New Republic article on anti-adoption movement

The title of this article by Emily Matchar in the New Republic says it all: Meet the New Anti-Adoption Movement: The Surprising Next Frontier in Reproductive Justice. (Although I would argue that for those of us who follow the “politics” of adoption, the anti-adoption movement is not “new,” but one that has been present and growing for at least the past several years.) The article covers ground familiar to me, and I’m guessing many others:

The past decade has seen the rise of a broad and loose coalition of activists out to change the way adoption works in America. This coalition makes bedfellows of people who would ordinarily have nothing to do with each other: Mormon and fundamentalist women who feel they were pressured by their churches, progressives who believe adoption is a classist institution that takes the children of the young and poor and gives them to the wealthier and better-educated, and adoptive parents who have had traumatic experiences with corrupt adoption agencies

Some women, like [Claudia] Corrigan D’Arcy, blog their stories. They run message boards with names like “First Mother Forum” and “Pound Pup Legacy,” full of tales of bitterly regretted adoptions. They hold retreats for birthmothers and adoptees. They’ve formed several grassroots activist organizations, including Parents for Ethical Adoption Reform, Origins-USA, and Concerned United Birthparents. Some call themselves adoption reformers. Others prefer terms such as “adoption truth advocate.” A few will come straight out and say they’re anti-adoption.

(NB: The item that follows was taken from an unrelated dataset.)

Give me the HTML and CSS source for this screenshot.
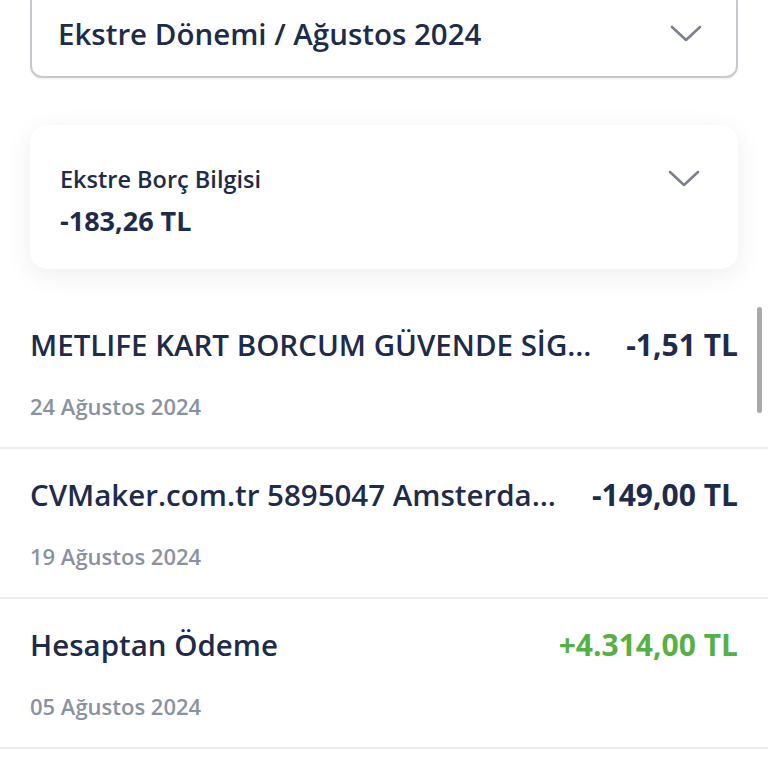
FILE: index.html
```html
<!DOCTYPE html>
<html lang="tr">
<head>
<meta charset="utf-8">
<title>Ekstre</title>
<link rel="stylesheet" href="styles.css">
</head>
<body>
<div class="page">
  <div class="top">
    <div class="select">
      <span class="select-text">Ekstre Dönemi / Ağustos 2024</span>
      <svg class="chev" width="32" height="18" viewBox="0 0 32 18"><path d="M2 2 L16 15 L30 2" fill="none" stroke="#7b808b" stroke-width="2.6" stroke-linecap="round" stroke-linejoin="round"/></svg>
    </div>
    <div class="card">
      <div class="card-body">
        <div class="card-label">Ekstre Borç Bilgisi</div>
        <div class="card-amount">-183,26 TL</div>
      </div>
      <svg class="chev card-chev" width="32" height="18" viewBox="0 0 32 18"><path d="M2 2 L16 15 L30 2" fill="none" stroke="#7b808b" stroke-width="2.6" stroke-linecap="round" stroke-linejoin="round"/></svg>
    </div>
  </div>
  <div class="list">
    <div class="row">
      <div class="row-main">
        <span class="row-title">METLIFE KART BORCUM GÜVENDE SİGORTA PRİMİ</span>
        <span class="row-amount">-1,51 TL</span>
      </div>
      <div class="row-date">24 Ağustos 2024</div>
    </div>
    <div class="row">
      <div class="row-main">
        <span class="row-title">CVMaker.com.tr 5895047 Amsterdam NL</span>
        <span class="row-amount">-149,00 TL</span>
      </div>
      <div class="row-date">19 Ağustos 2024</div>
    </div>
    <div class="row">
      <div class="row-main">
        <span class="row-title">Hesaptan Ödeme</span>
        <span class="row-amount positive">+4.314,00 TL</span>
      </div>
      <div class="row-date">05 Ağustos 2024</div>
    </div>
    <div class="scrollbar"></div>
  </div>
</div>
</body>
</html>
```

FILE: styles.css
```css
html, body {
  margin: 0;
  padding: 0;
  background: #ffffff;
  overflow: hidden;
}
body {
  font-family: "Open Sans", "Noto Sans", sans-serif;
  color: #1e2b4a;
}
.page {
  width: 768px;
  height: 768px;
  overflow: hidden;
  position: relative;
}
.top {
  padding: 0 30px;
}
.select {
  margin-top: -10px;
  border: 2.5px solid #c6c8cd;
  border-radius: 12px;
  padding: 22px 34px 22px 26px;
  display: flex;
  align-items: center;
  justify-content: space-between;
  box-shadow: 0 2px 2px rgba(0,0,0,0.04);
}
.select-text {
  font-size: 29.5px;
  line-height: 40px;
  font-weight: 600;
}
.chev {
  display: block;
}
.card {
  margin-top: 47px;
  background: #ffffff;
  border-radius: 18px;
  box-shadow: 0 6px 28px rgba(0,0,0,0.07);
  padding: 38px 38px 31px 30px;
  display: flex;
  justify-content: space-between;
  align-items: flex-start;
}
.card-label {
  font-size: 23.5px;
  line-height: 32px;
  font-weight: 600;
}
.card-amount {
  margin-top: 9px;
  font-size: 27px;
  line-height: 34px;
  font-weight: 700;
}
.card-chev {
  margin-top: 7px;
}
.list {
  position: relative;
  margin-top: 30px;
  background: #ffffff;
}
.row {
  padding: 26px 30px 26px 30px;
  border-bottom: 2px solid #ededed;
}
.row-main {
  display: flex;
  align-items: center;
  gap: 34px;
}
.row-title {
  flex: 1;
  min-width: 0;
  white-space: nowrap;
  overflow: hidden;
  text-overflow: ellipsis;
  font-size: 29.5px;
  line-height: 40px;
  font-weight: 600;
}
.row-amount {
  flex: none;
  font-size: 30px;
  line-height: 40px;
  font-weight: 700;
}
.row-amount.positive {
  color: #55b146;
}
.row-date {
  margin-top: 26px;
  font-size: 22px;
  line-height: 30px;
  font-weight: 600;
  color: #8a92a2;
}
.scrollbar {
  position: absolute;
  left: 757px;
  top: 8px;
  width: 5px;
  height: 106px;
  border-radius: 3px;
  background: #a9a9a9;
}
```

Very few activists are claiming that adoption shouldn’t be an option, but the activists currently involved in the issue recognize that adoption is far from the perfect solution it was so long perceived to be. It’s a difficult, life-changing decision with ramifications that last a lifetime. As such, it needs to be treated with the utmost transparency and a much higher degree of ethical oversight, legal and otherwise.

“I would rather see us live in a society where we say to struggling pregnant women, ‘OK you have a problem, we should try to fix the whole situation,’” says Corrigan D’Arcy, “rather than remove the child and leave the mother in crisis.” One of the most important events of her recent life was locating her now-teenage son via MySpace. “Every portion of finding him, whether it was just finding that he was alive or finding where he is, I felt one step lighter, one step closer to being who I was really supposed to be.”


Reading the article, I felt a sense of near-vindication, that I haven’t been imagining it, that the prevailing opinion toward adoption is, in fact, primarily and increasingly negative. What does that mean for families like ours, that are so obviously formed through adoption, and especially for my children?

I can talk forever about how we know our kids’ birth families and have relationships with them; how adoption was the best choice for each of our children’s birth mothers (according to our children’s birth mothers themselves) and for thousands of other women; how we visit Guatemala every year and embrace the culture. But none of that counts, really, when you’re discussing the “philosophy” of adoption, and whether it should be permitted at all.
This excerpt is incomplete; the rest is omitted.